Examples of failed SEC registrations

To demonstrate the ineffectiveness of the SEC's approach, we can examine a couple of cases where the commission accused startups of illegally selling securities, made them return investor funds, and undergo registration: 

1. Paragon Coin Inc. was a Delaware-based company that raised $12 million for using blockchain technology in the cannabis industry. Two years later, they filed their first registration form but ignored a request for more information from the SEC. Soon after, they filed for bankruptcy, citing their inability to handle the legal workload and making critical mistakes in that area. 

2. Salt Blockchain Inc. was a Colorado-based company that provided loans secured by digital assets. They raised $47 million from token sales over two years and eventually reached an agreement with the SEC. However, after submitting their registration form, they made multiple changes to it more than four times.
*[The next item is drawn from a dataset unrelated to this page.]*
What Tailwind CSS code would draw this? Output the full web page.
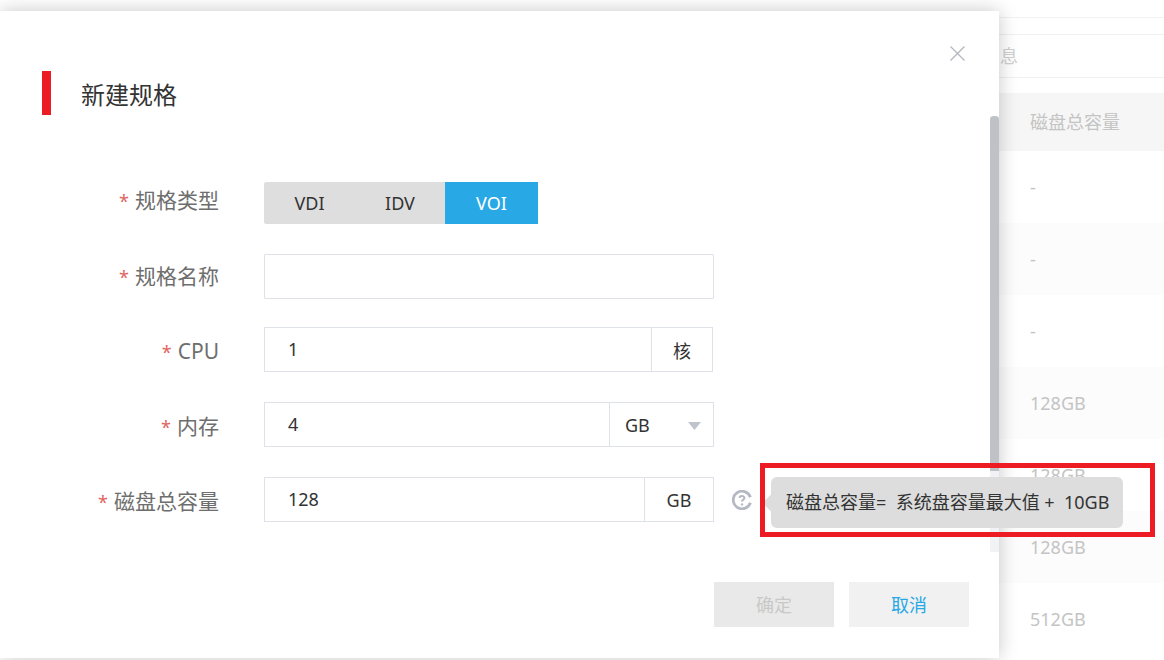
<!DOCTYPE html>
<html lang="zh-CN">
<head>
    <meta charset="UTF-8">
    <title>新建规格</title>
    <script src="https://cdn.jsdelivr.net/npm/@tailwindcss/browser@4"></script>
</head>
<body class="relative w-[1164px] h-[660px] overflow-hidden bg-white font-['Noto_Sans','Noto_Sans_CJK_SC',sans-serif]">
    <!-- page behind the dialog -->
    <div class="flex flex-col w-full h-full pt-[17px] text-[18px] text-[#c4c4c4]">
        <div class="h-[17px] border-t border-[#f2f2f2] shrink-0"></div>
        <div class="h-[44px] border-y border-[#f0f0f0] shrink-0 pl-[1000px] flex items-center text-[#d0d0d0]">息</div>
        <div class="h-[58px] mt-[15px] bg-[#f6f6f6] shrink-0 pl-[1030px] flex items-center">磁盘总容量</div>
        <div class="h-[72px] shrink-0 pl-[1030px] flex items-center">-</div>
        <div class="h-[72px] shrink-0 pl-[1030px] flex items-center bg-[#fcfcfc]">-</div>
        <div class="h-[72px] shrink-0 pl-[1030px] flex items-center">-</div>
        <div class="h-[72px] shrink-0 pl-[1030px] flex items-center bg-[#fcfcfc]">128GB</div>
        <div class="h-[72px] shrink-0 pl-[1030px] flex items-center">128GB</div>
        <div class="h-[72px] shrink-0 pl-[1030px] flex items-center bg-[#fcfcfc]">128GB</div>
        <div class="h-[72px] shrink-0 pl-[1030px] flex items-center">512GB</div>
    </div>

    <!-- dialog -->
    <div class="absolute left-0 top-[11px] w-[999px] h-[647px] bg-white shadow-[0_0_18px_rgba(0,0,0,0.22)]">
        <div class="absolute right-0 top-[105px] w-[9px] h-[436px] bg-[#f0f2f6]">
            <div class="w-full h-[355px] bg-[#bec2c6] rounded-t-[4px]"></div>
        </div>

        <svg class="absolute left-[950px] top-[35px] w-[15px] h-[15px] text-[#b4b8c0]" viewBox="0 0 15 15" fill="none" stroke="currentColor" stroke-width="1.4">
            <path d="M0.5 0.5 14.5 14.5M14.5 0.5 0.5 14.5"></path>
        </svg>

        <div class="flex items-center h-[44px] mt-[60px] pl-[42px]">
            <div class="w-[9px] h-[44px] bg-[#ed1c24]"></div>
            <h1 class="ml-[30px] pt-[4px] text-[24px] leading-none text-[#333]">新建规格</h1>
        </div>

        <div class="flex flex-col gap-[30px] mt-[67px]">
            <div class="flex items-center h-[42px]">
                <label class="w-[219px] pb-[6px] text-right text-[21px] leading-none text-[#6e6e6e]"><span class="text-[#e0655f] text-[18px] mr-[6px]">*</span>规格类型</label>
                <div class="flex ml-[45px] h-[42px] w-[274px] text-[18px] text-[#333] rounded-l-[2px] overflow-hidden">
                    <div class="w-[91px] bg-[#dedede] flex items-center justify-center">VDI</div>
                    <div class="w-[90px] bg-[#dedede] flex items-center justify-center">IDV</div>
                    <div class="w-[93px] bg-[#29a8e6] text-white flex items-center justify-center">VOI</div>
                </div>
            </div>
            <div class="flex items-center h-[45px]">
                <label class="w-[219px] text-right text-[21px] leading-none text-[#6e6e6e]"><span class="text-[#e0655f] text-[18px] mr-[6px]">*</span>规格名称</label>
                <input class="ml-[45px] w-[450px] h-[45px] border border-[#dfe1e8] rounded-[1px] outline-none">
            </div>
            <div class="flex items-center h-[45px] -mt-[2px]">
                <label class="w-[219px] pt-[4px] text-right text-[21px] leading-none text-[#6e6e6e]"><span class="text-[#e0655f] text-[18px] mr-[6px]">*</span>CPU</label>
                <div class="flex ml-[45px] w-[449px] h-[45px] border border-[#dfe1e8] text-[18px] text-[#333]">
                    <div class="flex-1 pl-[23px] flex items-center">1</div>
                    <div class="w-[61px] pt-[3px] border-l border-[#dfe1e8] flex items-center justify-center">核</div>
                </div>
            </div>
            <div class="flex items-center h-[45px]">
                <label class="w-[219px] pt-[4px] text-right text-[21px] leading-none text-[#6e6e6e]"><span class="text-[#e0655f] text-[18px] mr-[6px]">*</span>内存</label>
                <div class="flex ml-[45px] w-[450px] h-[45px] border border-[#dfe1e8] text-[18px] text-[#333]">
                    <div class="flex-1 pl-[23px] flex items-center">4</div>
                    <div class="w-[104px] pt-[2px] border-l border-[#dfe1e8] pl-[15px] pr-[12px] flex items-center justify-between">
                        GB
                        <svg class="w-[13px] h-[8px] text-[#bfc3cc]" viewBox="0 0 13 8" fill="currentColor"><path d="M0 0H13L6.5 8Z"></path></svg>
                    </div>
                </div>
            </div>
            <div class="flex items-center h-[45px]">
                <label class="w-[219px] pt-[4px] text-right text-[21px] leading-none text-[#6e6e6e]"><span class="text-[#e0655f] text-[18px] mr-[6px]">*</span>磁盘总容量</label>
                <div class="flex ml-[45px] w-[450px] h-[45px] border border-[#dfe1e8] text-[18px] text-[#333]">
                    <div class="flex-1 pl-[23px] flex items-center">128</div>
                    <div class="w-[69px] pt-[2px] border-l border-[#dfe1e8] flex items-center justify-center">GB</div>
                </div>
                <svg class="ml-[18px] w-[20px] h-[20px] text-[#b4b9c4]" viewBox="0 0 20 20" fill="none" stroke="currentColor" stroke-width="2.8">
                    <path d="M18.4 7.2A8.8 8.8 0 1 0 18.4 12.8"></path>
                    <path stroke-width="2" d="M7.6 8C7.6 5.2 12.4 5.2 12.4 8C12.4 9.6 10 9.6 10 11.6"></path>
                    <circle cx="10" cy="14.4" r="1.2" fill="currentColor" stroke="none"></circle>
                </svg>
            </div>
        </div>

        <div class="flex gap-[15px] mt-[60px] pl-[714px] text-[18px]">
            <button class="w-[120px] h-[45px] pt-[2px] bg-[#e9e9e9] text-[#c8c8c8]">确定</button>
            <button class="w-[120px] h-[45px] pt-[2px] bg-[#f1f1f1] text-[#29a8e6]">取消</button>
        </div>
    </div>

    <!-- tooltip and annotation box -->
    <div class="absolute left-[771px] top-[477px] w-[352px] h-[51px] bg-[#dddddd] rounded-[6px] flex items-center pl-[15px] text-[18px] text-[#333] whitespace-pre">
        <div class="absolute -left-[6px] top-[20px] w-[12px] h-[12px] rotate-45 bg-[#dddddd]"></div>
        <span class="relative">磁盘总容量=  系统盘容量最大值 +  10GB</span>
    </div>
    <div class="absolute left-[760px] top-[463px] w-[395px] h-[74px] border-[5px] border-[#ed1c24]"></div>
</body>
</html>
While the project continued to operate, the token lost all its liquidity and became useless.

Many people have noted that the SEC has reduced its enforcement actions against ICOs after these failed cases. However, companies like Hiro and YouNow, who opted for a different approach and registered prior to distribution, still faced problems and additional expenses. The leading lawyers of these projects also expressed negative opinions about the current policy of the SEC:

To date, the SEC still has not adopted a single rule with which to govern crypto, has not amended a single disclosure or registration form to reflect the unique aspects of crypto, and has not created a workable process by which digital asset issuers can register their tokens for public sale or trade those tokens in a liquid secondary market.

Requested information is not relevant

The current system for disclosing information during registration is designed for traditional companies. It includes details such as the company's history, financial reports, management structure, and risks. However, this approach is not suitable for decentralized cryptocurrencies for several reasons:

1. Tokens exist independently of the organizations (issuers) that originally created and transferred them to investors. These issuers usually only offer technical support. Sometimes, a project is backed by a professional community without a legal structure.

2. Unlike traditional securities, the value of tokens is determined based on their intrinsic value in the ecosystem, rather than the financial performance of the company. Furthermore, cryptocurrencies operate on a completely different technical basis, allowing them to be owned directly and traded 24/7.

Therefore, the SEC should revise the form by removing unnecessary requests, such as information on revenue or business details about the legal firm. Instead, they should introduce useful requests that specifically relate to tokens.

What should be added?

1. A detailed explanation of how the presence of tokens will affect protocol management and updates, such as the amount of voting power owners will have, whether delegation is possible, who will handle future updates, and more.

2. Potential security risks associated with the protocol for each specific case. Also, it is imperative to have an audit in place as a mandatory requirement for registration approval.

3. A general understanding of the open-source code and its functionalities regarding the token, and how it can continue to operate without relying on the issuer.

4. Statistics on the project's tokenomics, such as the total number of coins, to whom they are being transferred (development team, community, initial investors), how much will remain locked, and so on.

5. Information on the token's utility, its intended purpose, how it will be used, and whether it's a passive investment or a collectible item.

Final words

The SEC's insistence on applying an outdated system to new technological projects is a serious threat to the American cryptocurrency market. Many companies are urging the Commission to change its policy on this issue before the pressure from investors and some American politicians becomes overwhelming. If the SEC fails to act quickly, it could lead to the collapse of the entire market.